Pächt is not the only one to suggest that imagery in Western culture is somehow untrustworthy. The Western image has never shed its potential to compete with and replace the very reality it sought to emulate, even in those cases where the artist went to great lengths to avoid emulation. T.J. Clark noticed this when he wrote that ‘something decisive happened in the history of art around Manet which set painting and the other arts upon a new course’.10 This shift is identified with a ‘kind of scepticism, or at least unsureness, as to the nature of representation in art’. 11 He sets this landmark event within the apparition of Modern painting, but he noticed that there have always been ‘markers in the picture where the illusion [of likeness] almost ended.’12 Diego Velázquez and Frans Hals, to name a couple, were masters of covering these gaps in representation
Clark seems to imply that in the age of Manet and his followers, doubts around vision as a process became doubts about the act of painting itself. ‘In time, the uncertainty became a value in its own right, (…) an aesthetic.’13 Modern art was thus born with syntactic instability as a trait which was no longer hidden, but emphasised. The pictures of Cezanne are exemplary as such. Take his still Life with Apples of around 1893-94, for instance, now in the Getty Museum: the work has a grid like composition, and integrates all objects into a surface effect which seems very solid. Three-dimensional forms are rendered from different viewpoints like in most of his paintings: the angle of the green pot’s opening is visibly at odds with the profile of the bottle. The landscape of the table seems like a stitched up mesh of viewpoints at odds with each other. Cezanne pitched the surface effect of the paintings against the process of vision of objective reality itself, to highlight the potential of the picture to be unstable, unsettling the gaze conditioned by an accurate mental model of the world.
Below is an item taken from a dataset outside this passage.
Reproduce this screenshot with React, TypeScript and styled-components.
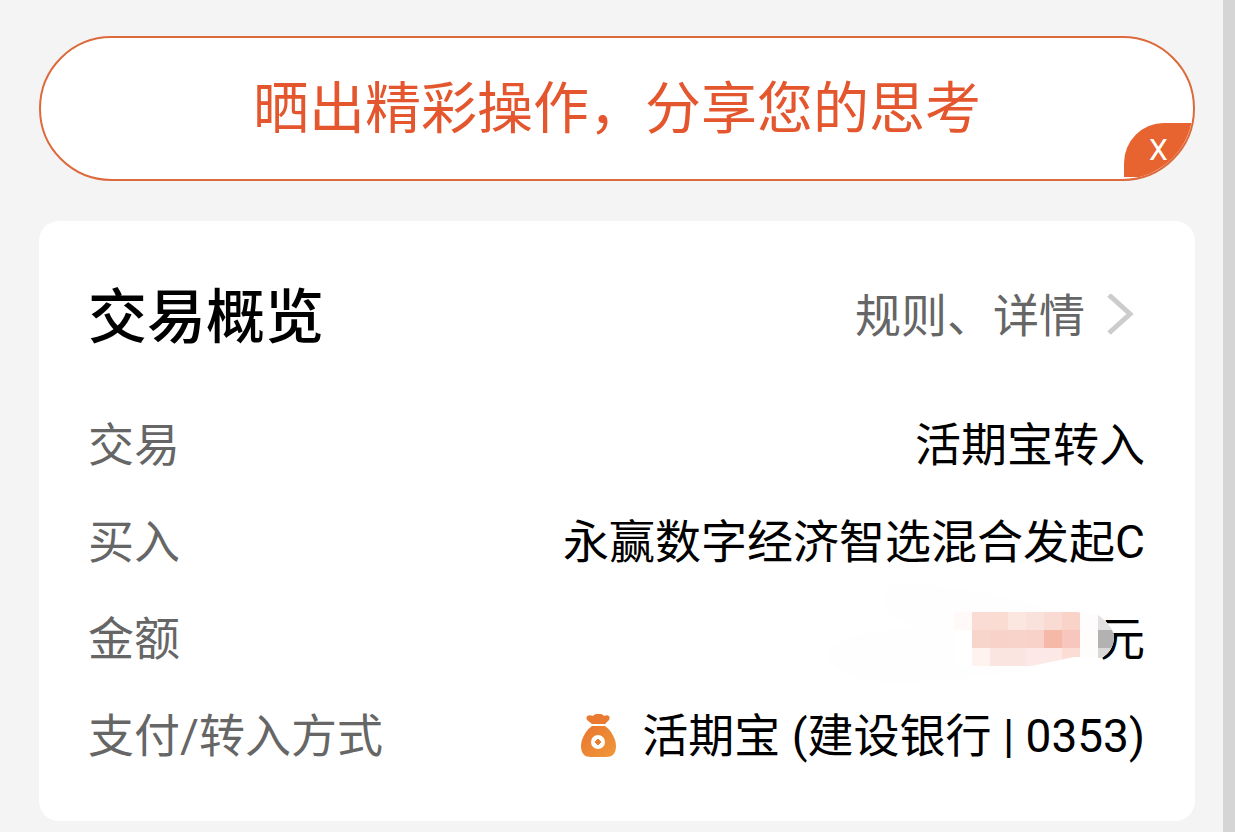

The culture of late 19th century Europe steered images farther from reflexivity of nature than those before it. Indeed Modernity made this rupture, as Clark so aptly put it, its defining aesthetic characteristic. Would it then be far fetched to consider that post-Medieval European culture had its own ideas of painting which did not attempt to render space realistically, but used surface patterns to harmonise its ‘faulty’ representation with the predominant ‘epochal aesthetic assumptions’? If so, could we define those assumptions beyond a generic horror vacui? Is it possible to somehow cluster these assumptions from paintings themselves? Would these clusters then form styles granular enough to differentiate geographically and chronologically? These are all research questions which open up amplitudes in how we envision the relationship between perception and representation across time, with style as a guiding art historical principle. Far from being a dusty method, I believe formal art history remains ripe with possibilities for discovery and analysis.